BRIEF: Pictures stay out of the copy; restate everything else in the material exactly.
-- begin DATA BLOCK --
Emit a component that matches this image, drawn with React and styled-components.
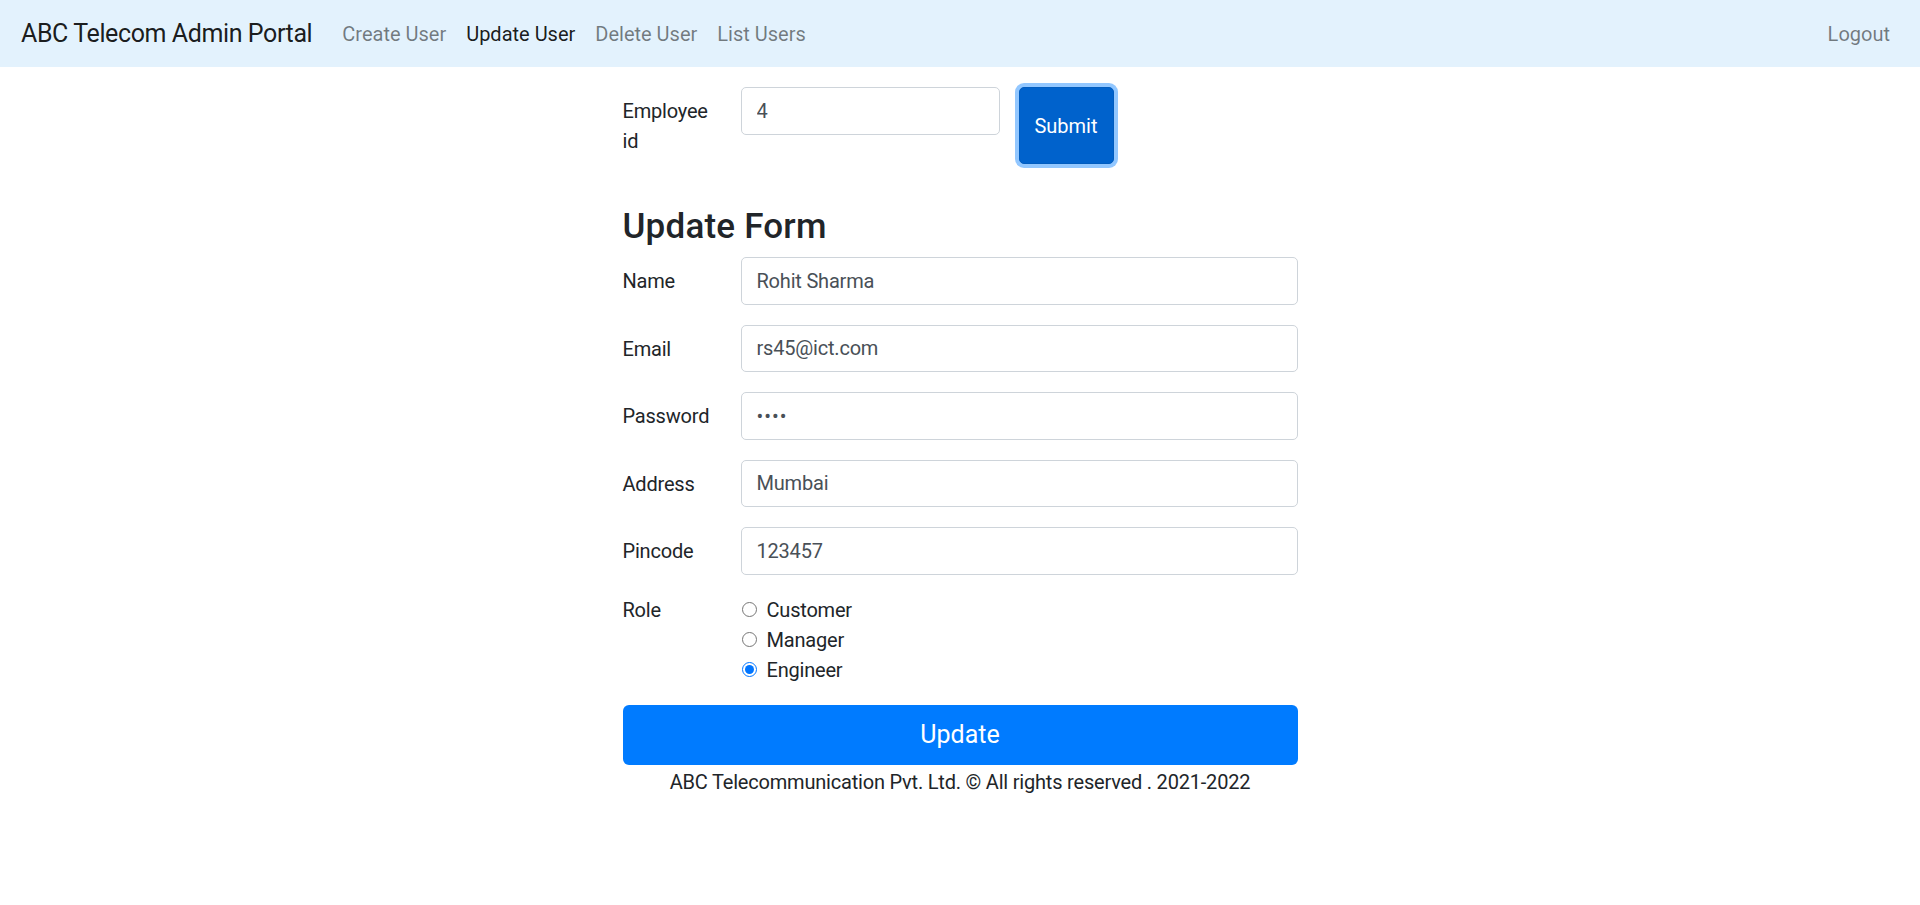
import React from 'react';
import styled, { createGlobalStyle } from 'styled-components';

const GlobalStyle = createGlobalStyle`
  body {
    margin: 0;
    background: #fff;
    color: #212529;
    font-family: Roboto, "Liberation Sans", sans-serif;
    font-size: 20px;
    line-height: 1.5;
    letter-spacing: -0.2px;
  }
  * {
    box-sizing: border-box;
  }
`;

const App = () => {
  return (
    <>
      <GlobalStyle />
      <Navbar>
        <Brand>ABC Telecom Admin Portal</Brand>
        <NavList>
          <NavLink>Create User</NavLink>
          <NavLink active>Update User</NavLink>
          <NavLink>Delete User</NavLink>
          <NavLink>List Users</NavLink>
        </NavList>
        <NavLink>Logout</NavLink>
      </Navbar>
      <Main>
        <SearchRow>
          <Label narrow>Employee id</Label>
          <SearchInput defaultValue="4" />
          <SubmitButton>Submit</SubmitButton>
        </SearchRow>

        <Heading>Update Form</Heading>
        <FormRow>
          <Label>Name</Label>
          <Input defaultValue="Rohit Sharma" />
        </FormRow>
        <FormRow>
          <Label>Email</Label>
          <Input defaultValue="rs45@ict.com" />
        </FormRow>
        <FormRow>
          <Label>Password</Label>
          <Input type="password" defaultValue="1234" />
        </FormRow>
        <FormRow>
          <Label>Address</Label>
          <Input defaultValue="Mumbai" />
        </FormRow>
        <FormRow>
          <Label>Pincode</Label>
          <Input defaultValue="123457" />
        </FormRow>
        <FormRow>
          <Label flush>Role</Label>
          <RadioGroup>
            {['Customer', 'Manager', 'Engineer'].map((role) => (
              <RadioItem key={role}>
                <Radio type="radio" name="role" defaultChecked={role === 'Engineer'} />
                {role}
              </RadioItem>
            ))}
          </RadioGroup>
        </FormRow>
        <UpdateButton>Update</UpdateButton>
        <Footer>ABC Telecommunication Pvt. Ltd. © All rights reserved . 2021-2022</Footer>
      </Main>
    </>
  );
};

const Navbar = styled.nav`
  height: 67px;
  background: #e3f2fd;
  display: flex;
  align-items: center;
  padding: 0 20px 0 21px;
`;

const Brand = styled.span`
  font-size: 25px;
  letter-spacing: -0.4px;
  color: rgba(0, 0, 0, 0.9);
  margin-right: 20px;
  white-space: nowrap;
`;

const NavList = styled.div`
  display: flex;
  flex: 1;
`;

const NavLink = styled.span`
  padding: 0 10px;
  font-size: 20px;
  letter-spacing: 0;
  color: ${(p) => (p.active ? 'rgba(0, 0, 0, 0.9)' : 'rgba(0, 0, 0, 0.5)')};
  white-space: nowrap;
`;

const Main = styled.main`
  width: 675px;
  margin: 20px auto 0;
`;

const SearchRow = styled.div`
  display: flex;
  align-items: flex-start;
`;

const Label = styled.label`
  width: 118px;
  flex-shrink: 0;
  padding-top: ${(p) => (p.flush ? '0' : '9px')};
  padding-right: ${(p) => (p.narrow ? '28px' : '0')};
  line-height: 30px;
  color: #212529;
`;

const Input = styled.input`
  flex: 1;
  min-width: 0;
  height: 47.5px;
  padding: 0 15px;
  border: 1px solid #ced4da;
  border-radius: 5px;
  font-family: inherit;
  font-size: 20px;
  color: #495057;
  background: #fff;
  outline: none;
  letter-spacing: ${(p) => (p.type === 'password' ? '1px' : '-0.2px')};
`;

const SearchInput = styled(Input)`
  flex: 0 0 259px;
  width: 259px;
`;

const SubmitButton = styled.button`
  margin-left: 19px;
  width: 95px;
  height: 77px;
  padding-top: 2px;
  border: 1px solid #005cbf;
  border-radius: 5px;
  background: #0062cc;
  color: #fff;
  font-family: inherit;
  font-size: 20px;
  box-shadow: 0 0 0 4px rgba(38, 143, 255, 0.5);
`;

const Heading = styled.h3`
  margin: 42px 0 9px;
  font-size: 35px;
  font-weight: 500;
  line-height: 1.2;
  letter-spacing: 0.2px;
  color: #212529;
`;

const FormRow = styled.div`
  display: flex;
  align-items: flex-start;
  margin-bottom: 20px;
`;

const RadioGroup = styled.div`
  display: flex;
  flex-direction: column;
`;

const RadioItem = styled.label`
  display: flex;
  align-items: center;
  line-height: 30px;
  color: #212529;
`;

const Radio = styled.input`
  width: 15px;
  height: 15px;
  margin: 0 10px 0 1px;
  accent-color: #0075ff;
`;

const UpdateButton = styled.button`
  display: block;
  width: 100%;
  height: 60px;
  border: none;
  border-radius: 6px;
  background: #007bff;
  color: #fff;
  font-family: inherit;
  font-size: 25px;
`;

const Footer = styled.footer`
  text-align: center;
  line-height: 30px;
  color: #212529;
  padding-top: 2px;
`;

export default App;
-- end DATA BLOCK --
EXPECTED ANSWER:
Emit a component that matches this image, drawn with React and styled-components.
import React from 'react';
import styled, { createGlobalStyle } from 'styled-components';

const GlobalStyle = createGlobalStyle`
  body {
    margin: 0;
    background: #fff;
    color: #212529;
    font-family: Roboto, "Liberation Sans", sans-serif;
    font-size: 20px;
    line-height: 1.5;
    letter-spacing: -0.2px;
  }
  * {
    box-sizing: border-box;
  }
`;

const App = () => {
  return (
    <>
      <GlobalStyle />
      <Navbar>
        <Brand>ABC Telecom Admin Portal</Brand>
        <NavList>
          <NavLink>Create User</NavLink>
          <NavLink active>Update User</NavLink>
          <NavLink>Delete User</NavLink>
          <NavLink>List Users</NavLink>
        </NavList>
        <NavLink>Logout</NavLink>
      </Navbar>
      <Main>
        <SearchRow>
          <Label narrow>Employee id</Label>
          <SearchInput defaultValue="4" />
          <SubmitButton>Submit</SubmitButton>
        </SearchRow>

        <Heading>Update Form</Heading>
        <FormRow>
          <Label>Name</Label>
          <Input defaultValue="Rohit Sharma" />
        </FormRow>
        <FormRow>
          <Label>Email</Label>
          <Input defaultValue="rs45@ict.com" />
        </FormRow>
        <FormRow>
          <Label>Password</Label>
          <Input type="password" defaultValue="1234" />
        </FormRow>
        <FormRow>
          <Label>Address</Label>
          <Input defaultValue="Mumbai" />
        </FormRow>
        <FormRow>
          <Label>Pincode</Label>
          <Input defaultValue="123457" />
        </FormRow>
        <FormRow>
          <Label flush>Role</Label>
          <RadioGroup>
            {['Customer', 'Manager', 'Engineer'].map((role) => (
              <RadioItem key={role}>
                <Radio type="radio" name="role" defaultChecked={role === 'Engineer'} />
                {role}
              </RadioItem>
            ))}
          </RadioGroup>
        </FormRow>
        <UpdateButton>Update</UpdateButton>
        <Footer>ABC Telecommunication Pvt. Ltd. © All rights reserved . 2021-2022</Footer>
      </Main>
    </>
  );
};

const Navbar = styled.nav`
  height: 67px;
  background: #e3f2fd;
  display: flex;
  align-items: center;
  padding: 0 20px 0 21px;
`;

const Brand = styled.span`
  font-size: 25px;
  letter-spacing: -0.4px;
  color: rgba(0, 0, 0, 0.9);
  margin-right: 20px;
  white-space: nowrap;
`;

const NavList = styled.div`
  display: flex;
  flex: 1;
`;

const NavLink = styled.span`
  padding: 0 10px;
  font-size: 20px;
  letter-spacing: 0;
  color: ${(p) => (p.active ? 'rgba(0, 0, 0, 0.9)' : 'rgba(0, 0, 0, 0.5)')};
  white-space: nowrap;
`;

const Main = styled.main`
  width: 675px;
  margin: 20px auto 0;
`;

const SearchRow = styled.div`
  display: flex;
  align-items: flex-start;
`;

const Label = styled.label`
  width: 118px;
  flex-shrink: 0;
  padding-top: ${(p) => (p.flush ? '0' : '9px')};
  padding-right: ${(p) => (p.narrow ? '28px' : '0')};
  line-height: 30px;
  color: #212529;
`;

const Input = styled.input`
  flex: 1;
  min-width: 0;
  height: 47.5px;
  padding: 0 15px;
  border: 1px solid #ced4da;
  border-radius: 5px;
  font-family: inherit;
  font-size: 20px;
  color: #495057;
  background: #fff;
  outline: none;
  letter-spacing: ${(p) => (p.type === 'password' ? '1px' : '-0.2px')};
`;

const SearchInput = styled(Input)`
  flex: 0 0 259px;
  width: 259px;
`;

const SubmitButton = styled.button`
  margin-left: 19px;
  width: 95px;
  height: 77px;
  padding-top: 2px;
  border: 1px solid #005cbf;
  border-radius: 5px;
  background: #0062cc;
  color: #fff;
  font-family: inherit;
  font-size: 20px;
  box-shadow: 0 0 0 4px rgba(38, 143, 255, 0.5);
`;

const Heading = styled.h3`
  margin: 42px 0 9px;
  font-size: 35px;
  font-weight: 500;
  line-height: 1.2;
  letter-spacing: 0.2px;
  color: #212529;
`;

const FormRow = styled.div`
  display: flex;
  align-items: flex-start;
  margin-bottom: 20px;
`;

const RadioGroup = styled.div`
  display: flex;
  flex-direction: column;
`;

const RadioItem = styled.label`
  display: flex;
  align-items: center;
  line-height: 30px;
  color: #212529;
`;

const Radio = styled.input`
  width: 15px;
  height: 15px;
  margin: 0 10px 0 1px;
  accent-color: #0075ff;
`;

const UpdateButton = styled.button`
  display: block;
  width: 100%;
  height: 60px;
  border: none;
  border-radius: 6px;
  background: #007bff;
  color: #fff;
  font-family: inherit;
  font-size: 25px;
`;

const Footer = styled.footer`
  text-align: center;
  line-height: 30px;
  color: #212529;
  padding-top: 2px;
`;

export default App;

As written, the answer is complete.